▸ **WORK TO COMPLETE**:
All of the lines below are to be transcribed faithfully, with pictures excluded from the copy.

▸ **DATA LINES**:
※ ※ ※
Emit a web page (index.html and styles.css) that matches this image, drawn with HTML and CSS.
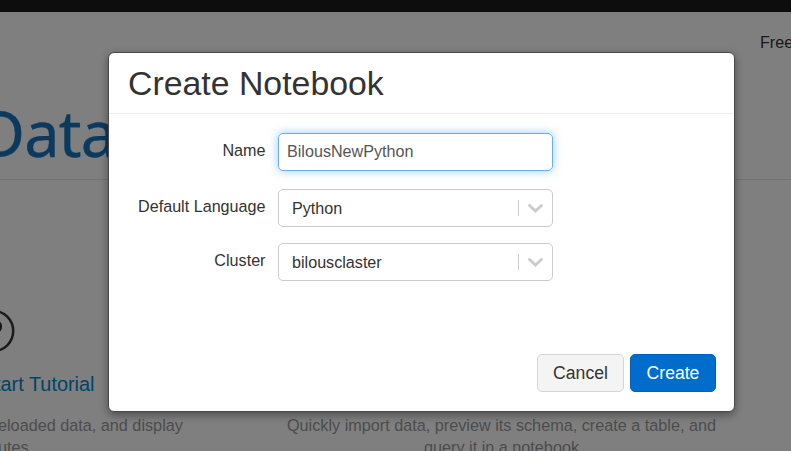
FILE: index.html
```
<!DOCTYPE html>
<html lang="en">
<head>
<meta charset="utf-8">
<title>Create Notebook</title>
<link rel="stylesheet" href="styles.css">
</head>
<body>
<div class="page">
  <div class="topbar"></div>
  <div class="trial">Free</div>
  <div class="hero"><span class="brand">Data</span></div>
  <div class="cards">
    <section class="card card-left">
      <svg class="card-icon" width="75" height="48" viewBox="0 0 75 48"><circle cx="53" cy="24" r="20.2" fill="none" stroke="#353535" stroke-width="2.5"/><ellipse cx="58" cy="19.5" rx="4" ry="5.5" fill="#33261f"/></svg>
      <h3 class="card-title">tart Tutorial</h3>
      <p class="card-text">eloaded data, and display<br>utes</p>
    </section>
    <section class="card card-mid">
      <p class="card-text">Quickly import data, preview its schema, create a table, and<br>query it in a notebook</p>
    </section>
  </div>
</div>
<div class="overlay">
  <div class="modal">
    <header class="modal-head"><h1 class="title">Create Notebook</h1></header>
    <form class="form">
      <label class="label">Name</label>
      <div class="field field-focus">BilousNewPython</div>
      <label class="label">Default Language</label>
      <div class="field select"><span>Python</span><i class="sep"></i><svg width="20" height="20" viewBox="0 0 20 20"><path d="M4.5 7.5 10.5 13l6-5.5" fill="none" stroke="#ccc" stroke-width="3" stroke-linecap="round"/></svg></div>
      <label class="label">Cluster</label>
      <div class="field select"><span>bilousclaster</span><i class="sep"></i><svg width="20" height="20" viewBox="0 0 20 20"><path d="M4.5 7.5 10.5 13l6-5.5" fill="none" stroke="#ccc" stroke-width="3" stroke-linecap="round"/></svg></div>
    </form>
    <footer class="actions">
      <button class="btn" type="button">Cancel</button>
      <button class="btn btn-primary" type="button">Create</button>
    </footer>
  </div>
</div>
</body>
</html>
```
FILE: styles.css
```
* { box-sizing: border-box; }
body {
  margin: 0;
  width: 791px;
  height: 451px;
  overflow: hidden;
  background: #fff;
  color: #333;
  font: 16.15px/22px "Liberation Sans", Arial, sans-serif;
}
h1, h3, p { margin: 0; font-weight: 400; }
.page { height: 451px; overflow: hidden; }
.topbar { height: 12px; background: #1b1b1b; }
.trial { height: 60px; padding: 19px 0 0 760px; white-space: nowrap; }
.hero {
  display: flex;
  height: 108px;
  border-bottom: 1px solid #e6e6e6;
}
.brand {
  margin-left: -21px;
  padding-top: 17px;
  font: 63px/88px "Noto Sans", "Open Sans", sans-serif;
  letter-spacing: -.8px;
  color: #1774bd;
  -webkit-text-stroke: .4px #1774bd;
}
.cards { display: flex; padding-top: 127px; }
.card { flex: none; }
.card-left { width: 183px; }
.card-icon { display: block; margin-left: -60px; }
.card-title {
  padding-top: 16px;
  margin-left: -5px;
  font-size: 19.9px;
  line-height: 26px;
  color: #0088cc;
}
.card-text {
  font-size: 16.23px;
  line-height: 22px;
  color: #999;
  white-space: nowrap;
}
.card-left .card-text { margin: 17px 0 0 -2px; }
.card-mid { width: 430px; margin: 107px 0 0 103.5px; text-align: center; }
.overlay {
  position: absolute;
  inset: 0;
  padding: 52px 0 0 108px;
  background: rgba(0, 0, 0, .5);
}
.modal {
  width: 627px;
  height: 360px;
  border: 1px solid #484848;
  border-radius: 6px;
  background: #fff;
  box-shadow: 0 3px 8px rgba(0, 0, 0, .4);
}
.modal-head { height: 61px; padding: 10px 19px; border-bottom: 1px solid #eee; }
.title { font-size: 33.85px; line-height: 40px; }
.form {
  display: grid;
  grid-template-columns: 156.5px 275px;
  grid-template-rows: 40px 38px 38px;
  gap: 16px 12.5px;
  padding-top: 19px;
}
.label { padding-top: 6px; text-align: right; }
.field {
  display: flex;
  align-items: center;
  height: 38px;
  padding: 0 7px 0 13px;
  border: 1px solid #ccc;
  border-radius: 5px;
}
.field span { flex: 1; padding-bottom: 1px; }
.field-focus {
  padding: 0 8px 2px;
  border-color: #66afe9;
  color: #555;
  box-shadow: 0 0 10px rgba(82, 168, 236, .6);
}
.sep { width: 1px; height: 16px; margin-right: 6px; background: #ccc; }
.actions { display: flex; justify-content: flex-end; gap: 6px; padding: 73px 18px 0; }
.btn {
  width: 87px;
  height: 38px;
  padding: 0;
  border: 1px solid #d5d5d5;
  border-radius: 5px;
  background: #f4f4f4;
  color: #333;
  font: 17.6px "Liberation Sans", Arial, sans-serif;
}
.btn-primary { width: 86px; border-color: #0062c0; background: #006dcc; color: #fff; }
```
※ ※ ※
▸ **EXERCISE OUTPUT**:
Emit a web page (index.html and styles.css) that matches this image, drawn with HTML and CSS.
FILE: index.html
```
<!DOCTYPE html>
<html lang="en">
<head>
<meta charset="utf-8">
<title>Create Notebook</title>
<link rel="stylesheet" href="styles.css">
</head>
<body>
<div class="page">
  <div class="topbar"></div>
  <div class="trial">Free</div>
  <div class="hero"><span class="brand">Data</span></div>
  <div class="cards">
    <section class="card card-left">
      <svg class="card-icon" width="75" height="48" viewBox="0 0 75 48"><circle cx="53" cy="24" r="20.2" fill="none" stroke="#353535" stroke-width="2.5"/><ellipse cx="58" cy="19.5" rx="4" ry="5.5" fill="#33261f"/></svg>
      <h3 class="card-title">tart Tutorial</h3>
      <p class="card-text">eloaded data, and display<br>utes</p>
    </section>
    <section class="card card-mid">
      <p class="card-text">Quickly import data, preview its schema, create a table, and<br>query it in a notebook</p>
    </section>
  </div>
</div>
<div class="overlay">
  <div class="modal">
    <header class="modal-head"><h1 class="title">Create Notebook</h1></header>
    <form class="form">
      <label class="label">Name</label>
      <div class="field field-focus">BilousNewPython</div>
      <label class="label">Default Language</label>
      <div class="field select"><span>Python</span><i class="sep"></i><svg width="20" height="20" viewBox="0 0 20 20"><path d="M4.5 7.5 10.5 13l6-5.5" fill="none" stroke="#ccc" stroke-width="3" stroke-linecap="round"/></svg></div>
      <label class="label">Cluster</label>
      <div class="field select"><span>bilousclaster</span><i class="sep"></i><svg width="20" height="20" viewBox="0 0 20 20"><path d="M4.5 7.5 10.5 13l6-5.5" fill="none" stroke="#ccc" stroke-width="3" stroke-linecap="round"/></svg></div>
    </form>
    <footer class="actions">
      <button class="btn" type="button">Cancel</button>
      <button class="btn btn-primary" type="button">Create</button>
    </footer>
  </div>
</div>
</body>
</html>
```
FILE: styles.css
```
* { box-sizing: border-box; }
body {
  margin: 0;
  width: 791px;
  height: 451px;
  overflow: hidden;
  background: #fff;
  color: #333;
  font: 16.15px/22px "Liberation Sans", Arial, sans-serif;
}
h1, h3, p { margin: 0; font-weight: 400; }
.page { height: 451px; overflow: hidden; }
.topbar { height: 12px; background: #1b1b1b; }
.trial { height: 60px; padding: 19px 0 0 760px; white-space: nowrap; }
.hero {
  display: flex;
  height: 108px;
  border-bottom: 1px solid #e6e6e6;
}
.brand {
  margin-left: -21px;
  padding-top: 17px;
  font: 63px/88px "Noto Sans", "Open Sans", sans-serif;
  letter-spacing: -.8px;
  color: #1774bd;
  -webkit-text-stroke: .4px #1774bd;
}
.cards { display: flex; padding-top: 127px; }
.card { flex: none; }
.card-left { width: 183px; }
.card-icon { display: block; margin-left: -60px; }
.card-title {
  padding-top: 16px;
  margin-left: -5px;
  font-size: 19.9px;
  line-height: 26px;
  color: #0088cc;
}
.card-text {
  font-size: 16.23px;
  line-height: 22px;
  color: #999;
  white-space: nowrap;
}
.card-left .card-text { margin: 17px 0 0 -2px; }
.card-mid { width: 430px; margin: 107px 0 0 103.5px; text-align: center; }
.overlay {
  position: absolute;
  inset: 0;
  padding: 52px 0 0 108px;
  background: rgba(0, 0, 0, .5);
}
.modal {
  width: 627px;
  height: 360px;
  border: 1px solid #484848;
  border-radius: 6px;
  background: #fff;
  box-shadow: 0 3px 8px rgba(0, 0, 0, .4);
}
.modal-head { height: 61px; padding: 10px 19px; border-bottom: 1px solid #eee; }
.title { font-size: 33.85px; line-height: 40px; }
.form {
  display: grid;
  grid-template-columns: 156.5px 275px;
  grid-template-rows: 40px 38px 38px;
  gap: 16px 12.5px;
  padding-top: 19px;
}
.label { padding-top: 6px; text-align: right; }
.field {
  display: flex;
  align-items: center;
  height: 38px;
  padding: 0 7px 0 13px;
  border: 1px solid #ccc;
  border-radius: 5px;
}
.field span { flex: 1; padding-bottom: 1px; }
.field-focus {
  padding: 0 8px 2px;
  border-color: #66afe9;
  color: #555;
  box-shadow: 0 0 10px rgba(82, 168, 236, .6);
}
.sep { width: 1px; height: 16px; margin-right: 6px; background: #ccc; }
.actions { display: flex; justify-content: flex-end; gap: 6px; padding: 73px 18px 0; }
.btn {
  width: 87px;
  height: 38px;
  padding: 0;
  border: 1px solid #d5d5d5;
  border-radius: 5px;
  background: #f4f4f4;
  color: #333;
  font: 17.6px "Liberation Sans", Arial, sans-serif;
}
.btn-primary { width: 86px; border-color: #0062c0; background: #006dcc; color: #fff; }
```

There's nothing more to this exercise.